The Eucharist rehearses the passion and resurrection of Christ in terms of
the covenant-sacrifice and sin-offering of the Servant of the Lord, who is
also the Son of Man.
Early liturgies repeat and emphasize the primitive insistence on the creative
and redeeming acts of God to which the Old Testament bears witness, as the
antecedents of His final act of re-creation and redemption in Christ.
The very ancient series of lections for the season of Advent, for example,
still preserved in the Roman rite,
includes the great prophecies of Isaiah which we have noted as part of the
primitive substructure:
the vision of glory in chapter vi,
the prophecy of Immanuel in chapter vii,
the Stem of Jesse in chapter xi,
the foundation-stone of Zion in chapter xxviii,
the ordination of the Servant in chapter xlii.
These are examples of the way in which the ancient body of scriptural testimonies
was incorporated in the forms of the Church's worship, which thus conserved
intact the biblical and historical foundations of Christian theology while
the subtle processes of Hellenistic philosophy elaborated the superstructure.

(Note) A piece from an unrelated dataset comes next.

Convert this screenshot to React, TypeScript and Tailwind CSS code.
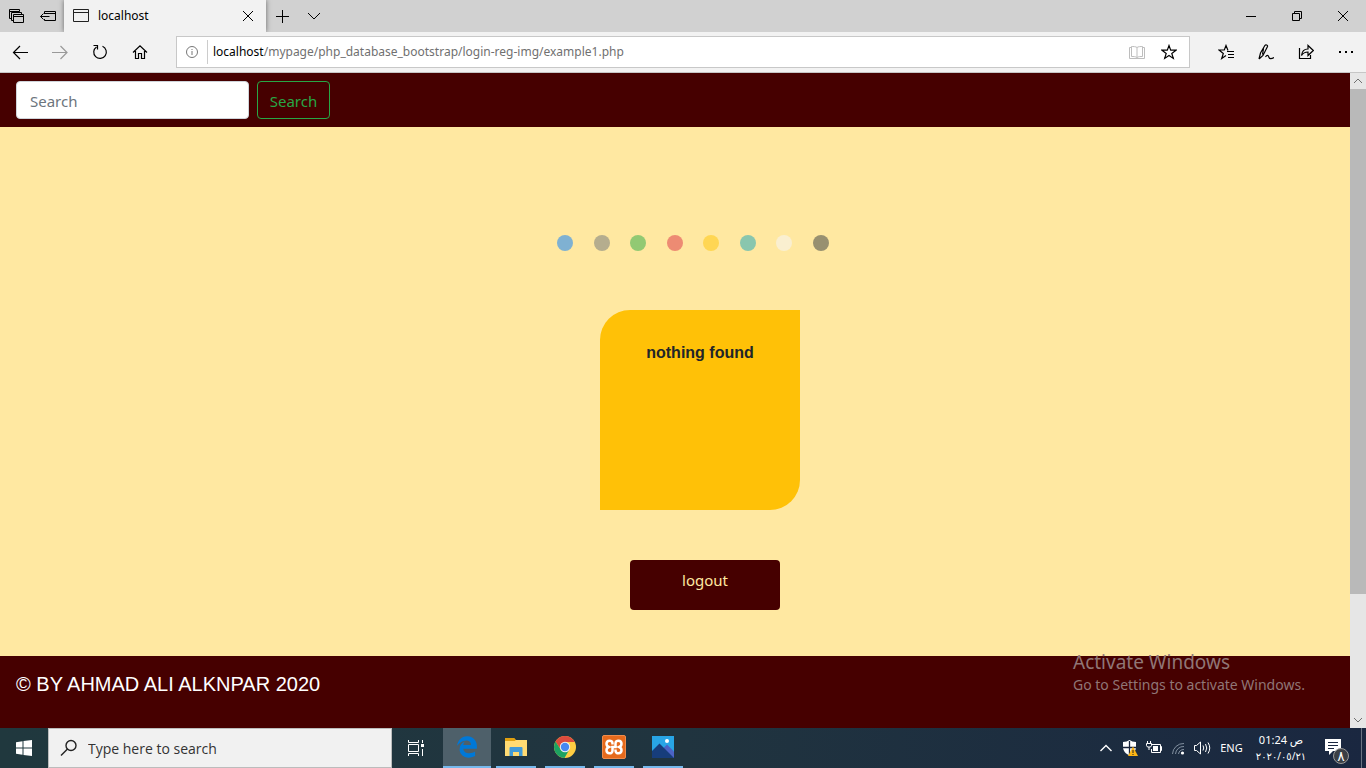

The work that the Hellenistic theologians did was an example to theologians
of every period.
They sought an expression for the fundamental truths of the Gospel in terms
which would give them relevance to the large questions which in that age were
being asked about God, man and the universe.
We in turn have the task of giving them relevance to the large questions which
are being asked by men of our time.
But if theology seeks an accommodation with temporary fashions of thought by
cutting loose from its firm foundations in kerygma and testimonies,
as it has sometimes done, it declines into insignificance, and has in fact
nothing to say to the world which the world may not learn elsewhere.
The challenge of a new period with its peculiar problems should force us back
to the pit from whence we were digged and the rock from whence we were hewn.